Latest update March 26th, 2025 5:28 AM
Jul 05, 2009 Letters
Dear Editor,
I am dismayed at the way the murder trial of Ashanti Schultz called ‘Blondie’ concluded.
I have followed this case from its inception and I had always had a sneaking suspicion that this was a possible outcome although not for the reasons it was finally thrown out.
I have to make it known that I am a former member of the police department, so I am not a wholly unbiased party.
From the commencement of the trial one could observe that there were certain forces aligned against the police and they compounded that by doing a real shoddy job of both investigating and testifying in this case.
It would seem to me that a special investigator needs to be brought in to get to the bottom of what really happened in this case.
I am familiar with some of the investigating ranks in this case and it is hard for me to fathom that they would go before a court of law and lead the type of evidence that they did which leads me to conclude that something happened.
What that something is the Guyanese public at home and abroad need to know and if anyone is found to be culpable of willfully misrepresenting evidence to facilitate a certain outcome in the case they should be made to pay the piper.

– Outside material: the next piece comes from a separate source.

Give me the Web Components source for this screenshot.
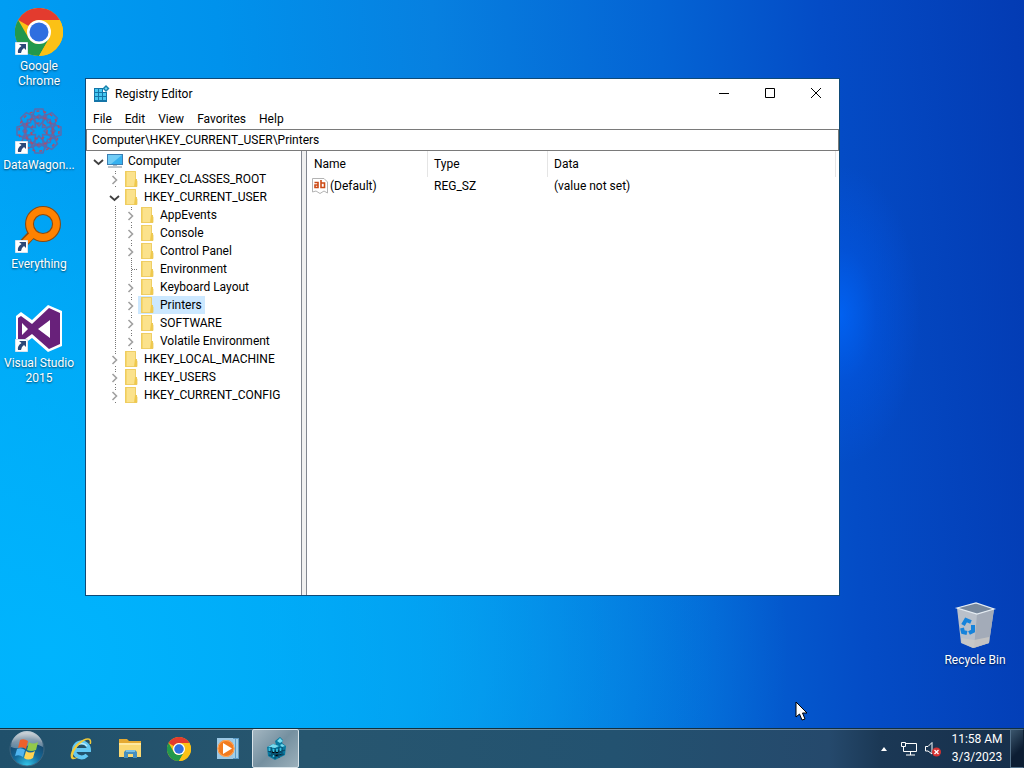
<!DOCTYPE html>
<html lang="en">
<head>
<meta charset="utf-8">
<title>Registry Editor</title>
<style>
  html, body { height: 100%; margin: 0; }
  body { font: 12px/16px Roboto, "Open Sans", sans-serif; color: #000; overflow: hidden; }
</style>
</head>
<body>
<desk-top>
  <desktop-icon slot="icons" icon="chrome" shortcut>Google Chrome</desktop-icon>
  <desktop-icon slot="icons" icon="wagon" shortcut>DataWagon...</desktop-icon>
  <desktop-icon slot="icons" icon="everything" shortcut>Everything</desktop-icon>
  <desktop-icon slot="icons" icon="vs" shortcut>Visual Studio 2015</desktop-icon>
  <desktop-icon slot="corner" icon="bin">Recycle Bin</desktop-icon>

  <app-window slot="window" heading="Registry Editor" icon="regedit">
    <menu-bar slot="menu" items="File,Edit,View,Favorites,Help"></menu-bar>
    <address-bar slot="menu" path="Computer\HKEY_CURRENT_USER\Printers"></address-bar>
    <key-tree slot="tree">
      <tree-row level="0" state="open" icon="computer">Computer</tree-row>
      <tree-row level="1" state="closed">HKEY_CLASSES_ROOT</tree-row>
      <tree-row level="1" state="open">HKEY_CURRENT_USER</tree-row>
      <tree-row level="2" state="closed">AppEvents</tree-row>
      <tree-row level="2" state="closed">Console</tree-row>
      <tree-row level="2" state="closed">Control Panel</tree-row>
      <tree-row level="2" state="leaf">Environment</tree-row>
      <tree-row level="2" state="closed">Keyboard Layout</tree-row>
      <tree-row level="2" state="closed" selected>Printers</tree-row>
      <tree-row level="2" state="closed">SOFTWARE</tree-row>
      <tree-row level="2" state="closed">Volatile Environment</tree-row>
      <tree-row level="1" state="closed">HKEY_LOCAL_MACHINE</tree-row>
      <tree-row level="1" state="closed">HKEY_USERS</tree-row>
      <tree-row level="1" state="closed">HKEY_CURRENT_CONFIG</tree-row>
    </key-tree>
    <value-list slot="list"></value-list>
  </app-window>

  <task-bar slot="taskbar">
    <task-button slot="start" icon="start" size="38" label="Start" wide></task-button>
    <task-button icon="ie" label="Internet Explorer"></task-button>
    <task-button icon="explorer" label="File Explorer"></task-button>
    <task-button icon="chrome" label="Google Chrome"></task-button>
    <task-button icon="player" label="Media Player"></task-button>
    <task-button icon="regcube" label="Registry Editor" active></task-button>
  </task-bar>
</desk-top>

<script>
const ICONS = {
  chrome: ['0 0 48 48', `<circle cx="24" cy="24" r="24" fill="#fbc116"/>
    <path d="M3.2 12A24 24 0 0 1 44.8 12H24A12 12 0 0 0 13.6 18Z" fill="#e33b2e"/>
    <path d="M3.2 12 13.6 30A12 12 0 0 0 24 36L34.4 30 24 48A24 24 0 0 1 3.2 12Z" fill="#22984c"/>
    <path d="M34.4 30 24 48A24 24 0 0 0 44.8 12H24Z" fill="#fbc116"/>
    <circle cx="24" cy="24" r="12" fill="#fff"/><circle cx="24" cy="24" r="9.5" fill="#2f6fe0"/>`],
  wagon: ['0 0 48 48', `<g fill="none" stroke="#5a6cae" stroke-width="1.500">
    ${[0,45,90,135,180,225,270,315].map(r => `<g transform="rotate(${r} 24 24)"><path d="M24 19 17 11 20 2 28 2 31 11Z"/><path d="M17 7 24 12 31 7M15 14 24 8 33 14"/></g>`).join('')}
    </g><g fill="none" stroke="#b04c68" stroke-width="1.500" stroke-dasharray="3 4">
    <circle cx="24" cy="24" r="20"/><circle cx="24" cy="24" r="14"/><circle cx="24" cy="24" r="8"/></g>`],
  everything: ['0 0 48 48', `<path d="M6 40 19 26" stroke="#8a4a10" stroke-width="9"/>
    <circle cx="28" cy="18" r="13.5" fill="none" stroke="#8a4a10" stroke-width="9"/>
    <path d="M6 40 20 26" stroke="#ff8200" stroke-width="6.5"/>
    <circle cx="28" cy="18" r="13.5" fill="none" stroke="#ff8200" stroke-width="6.8"/>`],
  vs: ['0 0 48 48', `<path d="M33 0 47 6V41L33 47 17 33 6 41 1 37V11L6 7 17 15Z" fill="#fff"/>
    <path d="M34 3 45 8V39L34 44 17 29 6 37 3 35V13L6 11 17 19ZM35 15 23 24 35 33ZM7 18V30L13 24Z" fill="#68217a" fill-rule="evenodd"/>`],
  bin: ['0 0 48 48', `<path d="M6 6 25 1 43 7 38 41 22 46 10 41Z" fill="#b9c0ca"/>
    <path d="M6 6 25 1 43 7 26 12Z" fill="#78889c"/><path d="M26 12 43 7 38 41 23 46Z" fill="#a3abb8"/>
    <path d="M10 36 23 38 38 35V41L22 46 11 41Z" fill="#cbc9c5" opacity=".8"/>
    <path d="M6 6 25 1 43 7 26 12Z" fill="none" stroke="#e4ebf2" stroke-width="1.2"/>
    <g fill="none" stroke="#1683db" stroke-width="4"><path d="M12 23 15 18 20 20"/><path d="M22 23 22 29 18 31"/><path d="M11 26 12 30 16 31"/></g>`],
  computer: ['0 0 16 16', `<path d="M0 1H16V12H0Z" fill="#3a7fb4"/><path d="M1 2H15V11H1Z" fill="#36b1ef"/><path d="M1 2H15L4 11H1Z" fill="#72cdf6"/>
    <path d="M1 14H15" stroke="#7d8d99"/><path d="M6 12H10V13H6Z" fill="#a9bac5"/>`],
  folder: ['0 0 16 16', `<path d="M2 0H13V16H2Z" fill="#fbe28c"/><path d="M2 0H4V16H2Z" fill="#f6d76c"/><path d="M12 8H14V16H11Z" fill="#efc94c"/><path d="M2.5 .5H12.500V8L14 10V15.500H2.500Z" fill="none" stroke="#ecc95c" stroke-width=".8"/>`],
  value: ['0 0 16 16', `<path d="M.5 .5H12L15.500 4V15L12 13 8 15.500 4 13 .5 14Z" fill="#fff" stroke="#b3b3b3"/>
    <g fill="none" stroke="#cc4a16" stroke-width="1.600"><path d="M2.500 4.500H6V9.500H3V7H6M9 2V9.500H12.500V5H9"/></g>`],
  regedit: ['0 0 18 18', `<path d="M1 3H10V7H14V17H1Z" fill="#1475a8"/>
    <g fill="#45c7f0">${[[2,4],[6,4],[2,8],[6,8],[10,8],[2,12],[6,12],[10,12]].map(p=>`<path d="M${p[0]} ${p[1]}h3v3h-3z"/>`).join('')}</g>
    <path d="M13 0 16.500 3.500 13 7 9.500 3.500Z" fill="#1681ad"/><path d="M13 2 14.500 3.500 13 5 11.500 3.500Z" fill="#73dcf6"/>`],
  regcube: ['0 0 24 24', `<path d="M3 10 9 7 12 8 11 4 16 0 19 3 18 6 22 9 21 18 11 23 4 19Z" fill="#08799f"/>
    <path d="M4 10 9 7 15 9 11 11ZM13 4 16 1 19 4 16 6ZM16 8 18 7 21 9 18 10Z" fill="#77dcf0"/>
    <g stroke="#0b4e6e" stroke-width="1.200"><path d="M7 10 8 20M11 11V22M15 10V21M18 10V19M4 14 11 17 21 13M5 18 11 20 20 17"/></g>
    <path d="M5.500 11V14M9.500 12V15M9.500 18V20M13 12V15M16.500 11V14" stroke="#36bfe0" stroke-width="1.700"/>`],
  ie: ['0 0 24 24', `<path d="M5.500 13H20A7.500 7.500 0 1 0 18 18" fill="none" stroke="#63c8f3" stroke-width="4"/>
    <path d="M6 11.500A7 7 0 0 1 18 9" fill="none" stroke="#b7ecff" stroke-width="1.500"/>
    <path d="M22 7C24-1 16 0 9 6C2 12 0 20 3 22C5 23 8 21 9 20C4 22 3 20 5 15C8 8 17 1 20 3C21 4 21 5 20.500 7Z" fill="#f2cb39"/>`],
  explorer: ['0 0 24 24', `<path d="M1 2H9L11 4H23V20H1Z" fill="#e5aa32"/><path d="M1 6H23V20H1Z" fill="#fbd972"/><path d="M1 6H23V8H1Z" fill="#ffe9a0"/>
    <path d="M6 21V15L8 13H17L19 15V21H15V17H10V21Z" fill="#478fbe"/><path d="M8 13H17V15H8Z" fill="#79c0e5"/>`],
  player: ['0 0 24 24', `<path d="M4 1H23V22H4Z" fill="#5b9cc8"/><path d="M18 2V21M21 2V21" stroke="#b9dff2" stroke-width="1.500"/><path d="M1 1H17V22H1Z" fill="#9cc8e4"/>
    <circle cx="10" cy="11.500" r="8.500" fill="#f27b1e"/><circle cx="10" cy="11.500" r="8" fill="none" stroke="#ffac61"/><path d="M7 6 16 11.500 7 17Z" fill="#fff"/>`],
  start: ['0 0 38 38', `<defs><radialGradient id="o" cx=".5" cy="1" r="1"><stop offset="0" stop-color="#35cbed"/><stop offset=".4" stop-color="#146b9c"/><stop offset=".8" stop-color="#164265"/><stop offset="1" stop-color="#75828e"/></radialGradient>
    <linearGradient id="g" x2="0" y2="1"><stop offset="0" stop-color="#fff" stop-opacity=".7"/><stop offset="1" stop-color="#fff" stop-opacity=".3"/></linearGradient></defs>
    <circle cx="19" cy="19" r="17" fill="url(#o)" stroke="#3f6680"/><path d="M3 17A16 16 0 0 1 35 17Q27 12 19 16 10 20 3 17Z" fill="url(#g)"/>
    <path d="M12 10Q16 8 20 11L18 19Q14 16 10 18Z" fill="#ee602b"/><path d="M21 12Q25 15 30 12L28 20Q23 22 19 20Z" fill="#92c94a"/>
    <path d="M9 19Q13 17 17 20L15 27Q11 24 7 26Z" fill="#50b4ef"/><path d="M18 21Q22 24 27 21L25 28Q20 31 16 28Z" fill="#ffd452"/>`],
  network: ['0 0 18 16', `<g fill="none" stroke="#fff"><path d="M6 2.500H16.500V10.500H3.500V7M10.500 11V14M6 14H15"/><path d="M1.500 1.500H5.500V5.500H1.500ZM3.500 5.500V9"/></g>`],
  volume: ['0 0 18 16', `<path d="M1.500 5.500H4L8 1.500V13L4 10H1.500Z" fill="none" stroke="#fff"/><circle cx="12.500" cy="11" r="4.500" fill="#d63232"/><path d="M10.500 9 14.500 13M14.500 9 10.500 13" stroke="#fff" stroke-width="1.300"/>`],
  up: ['0 0 8 6', `<path d="M1 5 4 1 7 5Z" fill="#fff"/>`],
  min: ['0 0 12 12', `<path d="M1 5.500H11" stroke="#000"/>`],
  max: ['0 0 12 12', `<path d="M1.500 .5H10.500V9.500H1.500Z" fill="none" stroke="#000"/>`],
  close: ['0 0 12 12', `<path d="M1 0 11 10M11 0 1 10" stroke="#000"/>`],
  shortcut: ['0 0 13 13', `<path d="M.5 .5H12.500V12.500H.5Z" fill="#fff" stroke="#d8e4ef"/><path d="M4 2H11V8L9 6Q6 8 6 11H3Q2 7 6.500 4Z" fill="#2c4878"/>`],
  pointer: ['0 0 14 20', `<path d="M1 1V16L4.500 13 7 19 10 18 7.500 12H12Z" fill="#fff" stroke="#000"/>`]
};

function define(name, render) {
  customElements.define(name, class extends HTMLElement {
    connectedCallback() {
      if (this.shadowRoot) return;
      const tpl = document.createElement('template');
      tpl.innerHTML = render(this);
      this.attachShadow({ mode: 'open' }).append(tpl.content.cloneNode(true));
    }
  });
}
const attr = (el, name, fallback = '') => el.getAttribute(name) ?? fallback;

define('sys-icon', el => `
  <style>:host{display:block;flex:none;line-height:0} svg{display:block}</style>
  <svg width="${attr(el,'w',16)}" height="${attr(el,'h',attr(el,'w',16))}" viewBox="${ICONS[attr(el,'name')][0]}" aria-hidden="true">${ICONS[attr(el,'name')][1]}</svg>`);

define('desk-top', () => `
  <style>
    :host{display:flex;flex-direction:column;height:100vh;
      background:
        radial-gradient(ellipse 80px 150px at 840px 315px,rgba(0,104,255,.75),rgba(0,96,250,.3) 45%,transparent),
        radial-gradient(ellipse 72% 75% at 5% 85%,rgba(0,184,255,.85),rgba(0,182,252,.6) 50%,transparent),
        linear-gradient(86deg,#00a0f5 0%,#0092ec 25%,#0780e0 45%,#0464d4 66%,#044cc6 81%,#033bb3 100%)}
    main{flex:1;position:relative;display:flex;justify-content:space-between;min-height:0}
    .icons{display:flex;flex-direction:column}
    .corner{align-self:flex-end;padding:0 10px 35px 0}
    .canvas{position:absolute;inset:78px 184px 132px 85px}
    .pointer{position:absolute;left:795px;top:701px}
  </style>
  <main>
    <div class="icons"><slot name="icons"></slot></div>
    <div class="corner"><slot name="corner"></slot></div>
    <div class="canvas"><slot name="window"></slot></div>
  </main>
  <slot name="taskbar"></slot>
  <sys-icon class="pointer" name="pointer" w="14" h="20"></sys-icon>`);

define('desktop-icon', el => `
  <style>
    :host{display:block;width:78px;height:99px}
    button{all:unset;box-sizing:border-box;width:100%;display:flex;flex-direction:column;align-items:center;gap:3px;padding-top:8px;
      color:#fff;text-align:center;line-height:15px;text-shadow:0 1px 2px rgba(0,0,0,.6)}
    .art{position:relative}
    .arrow{position:absolute;left:0;bottom:1px}
  </style>
  <button type="button">
    <span class="art"><sys-icon name="${attr(el,'icon')}" w="48"></sys-icon>
    ${el.hasAttribute('shortcut') ? '<sys-icon class="arrow" name="shortcut" w="13"></sys-icon>' : ''}</span>
    <span><slot></slot></span>
  </button>`);

define('app-window', el => `
  <style>
    :host{display:flex;flex-direction:column;height:100%;box-sizing:border-box;border:1px solid #0f4a78;background:#fff}
    header{display:flex;align-items:center;height:30px;padding-left:7px}
    h1{font:inherit;margin:0;padding-left:4px;flex:1}
    header button{all:unset;display:grid;place-items:center;width:46px;height:28px}
    .panes{flex:1;display:grid;grid-template-columns:215px 6px minmax(0,1fr);min-height:0}
    .split{background:#f0f0f0;border:solid #828790;border-width:0 1px}
  </style>
  <header>
    <sys-icon name="${attr(el,'icon')}" w="18"></sys-icon>
    <h1>${attr(el,'heading')}</h1>
    <button type="button" aria-label="Minimize"><sys-icon name="min" w="12"></sys-icon></button>
    <button type="button" aria-label="Maximize"><sys-icon name="max" w="12"></sys-icon></button>
    <button type="button" aria-label="Close"><sys-icon name="close" w="12"></sys-icon></button>
  </header>
  <slot name="menu"></slot>
  <div class="panes"><slot name="tree"></slot><div class="split"></div><slot name="list"></slot></div>`);

define('menu-bar', el => `
  <style>
    :host{display:flex;height:20px}
    button{all:unset;padding:0 6px 0 7px}
  </style>
  ${attr(el,'items').split(',').map(t => `<button type="button">${t}</button>`).join('')}`);

define('address-bar', el => `
  <style>
    :host{display:block}
    input{display:block;box-sizing:border-box;width:100%;height:22px;margin:0;padding:0 5px;border:1px solid #7a7a7a;font:inherit;color:#000;background:#fff;outline:0;border-radius:0}
  </style>
  <input type="text" aria-label="Address" value="${attr(el,'path')}">`);

define('key-tree', () => `
  <style>:host{display:block;padding:1px 0 0 4px;overflow:hidden}</style>
  <div role="tree" aria-label="Registry keys"><slot></slot></div>`);

define('tree-row', el => {
  const level = +attr(el, 'level'), state = attr(el, 'state');
  const dots = d => `<path d="${d}" stroke="#777" stroke-dasharray="1 1" fill="none"/>`;
  const cell = body => `<svg width="16" height="18" viewBox="0 0 16 18" aria-hidden="true">${body}</svg>`;
  const marks = {
    open: '<path d="M4 8 8.500 12 13 8" fill="none" stroke="#404040" stroke-width="1.800"/>',
    closed: dots('M9.500 1V4M9.500 16V18') + '<path d="M6.500 6 10.500 10 6.500 14" fill="none" stroke="#a0a0a0" stroke-width="1.600"/>',
    leaf: dots('M9.500 0V18M10 9.500H16')
  };
  return `
  <style>
    :host{display:flex;height:18px;line-height:18px;white-space:nowrap}
    svg{display:block;flex:none}
    .pad{width:16px}
    .body{display:flex;align-items:center;gap:5px;padding:0 3px 0 1px}
    :host([selected]) .body{background:#cce8ff}
  </style>
  ${level > 0 ? '<span class="pad"></span>' : ''}
  ${level > 1 ? cell(dots('M9.500 0V18')) : ''}
  ${cell(marks[state])}
  <span class="body" role="treeitem"><sys-icon name="${attr(el,'icon','folder')}" w="16"></sys-icon><span><slot></slot></span></span>`;
});

define('value-list', () => `
  <style>
    :host{display:block;padding:0 3px 0 1px}
    table{width:100%;table-layout:fixed;border-collapse:separate;border-spacing:0}
    th,td{font-weight:400;text-align:left;padding:0 0 0 6px;white-space:nowrap}
    th{height:26px;box-sizing:border-box;border-right:1px solid #e5e5e5}
    .c{width:120px;box-sizing:border-box}
    td{height:18px}
    td.name{padding-left:4px}
    .name span{display:flex;align-items:center;gap:2px}
  </style>
  <table>
    <thead><tr><th class="c">Name</th><th class="c">Type</th><th>Data</th></tr></thead>
    <tbody><tr><td class="name"><span><sys-icon name="value" w="16"></sys-icon>(Default)</span></td><td>REG_SZ</td><td>(value not set)</td></tr></tbody>
  </table>`);

define('task-button', el => `
  <style>
    :host{display:block;width:49px;height:100%}
    :host([wide]){width:54px}
    button{all:unset;box-sizing:border-box;display:grid;place-items:center;width:100%;height:100%}
    :host([active]){width:47px}
    :host([active]) button{border:1px solid #d8e4ea;border-radius:2px;background:linear-gradient(135deg,#a3b6c1,#7590a0 50%,#9bb0bb)}
  </style>
  <button type="button" aria-label="${attr(el,'label')}"><sys-icon name="${attr(el,'icon')}" w="${attr(el,'size',24)}"></sys-icon></button>`);

define('task-bar', () => `
  <style>
    :host{display:flex;align-items:stretch;box-sizing:border-box;height:40px;border-top:1px solid #12303f;
      background:linear-gradient(rgba(255,255,255,.35) 1px,transparent 1px),linear-gradient(90deg,#20506b,#27566f 30%,#235270 60%,#25496c 81%,#1b3855 86%,#172f4b)}
    .apps{display:flex;flex:1;padding-left:2px}
    .tray{display:flex;align-items:center;gap:6px;color:#fff}
    .tray button{all:unset;display:block}
    .hidden{padding-right:6px}
    .clock{line-height:18px;text-align:center;width:58px;padding:0 4px 2px 0}
    .tray .show{display:block;box-sizing:border-box;width:14px;height:100%;border:1px solid #54718a;border-right-color:#0d1f33;background:linear-gradient(135deg,#3b566d,#0c1d33 60%)}
    .end{display:flex;height:100%;align-items:center}
  </style>
  <slot name="start"></slot>
  <div class="apps"><slot></slot></div>
  <div class="tray">
    <div class="hidden"><button type="button" aria-label="Show hidden icons"><sys-icon name="up" w="8" h="6"></sys-icon></button></div>
    <sys-icon name="network" w="18" h="16"></sys-icon>
    <sys-icon name="volume" w="18" h="16"></sys-icon>
    <div class="end">
      <div class="clock"><div>11:58 AM</div><div>3/3/2023</div></div>
      <button type="button" class="show" aria-label="Show desktop"></button>
    </div>
  </div>`);
</script>
</body>
</html>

It is an embarrassment of no mean order to have to as an ex member of this once proud organisation sit and watch this institution brought to it’s knees by a group of people who are either plain corrupt or just apathetic.
Either way they ought not to be members of the Guyana Police Force. An old senior officer once told me when I was a young detective that “justice must not only be done it should also appear to have been done”. I submit that in this case neither is appropriate.
A human being was gunned down and lost his life because of people who had no respect for themselves and therefore none for anyone else and this is the end result.
What a shame. To those people who know that their actions led to this outcome I say look at yourself in the mirror and ask the question why.
If you have children how do you tell them to do the right thing when you are no better an example.
I am comforted in the fact that most people who think they are above the law usually end up in jail at some point and time, there are numerous examples of these Teflon coated folks – John Gotti, Nicky Barnes, just to name a few. Enough said.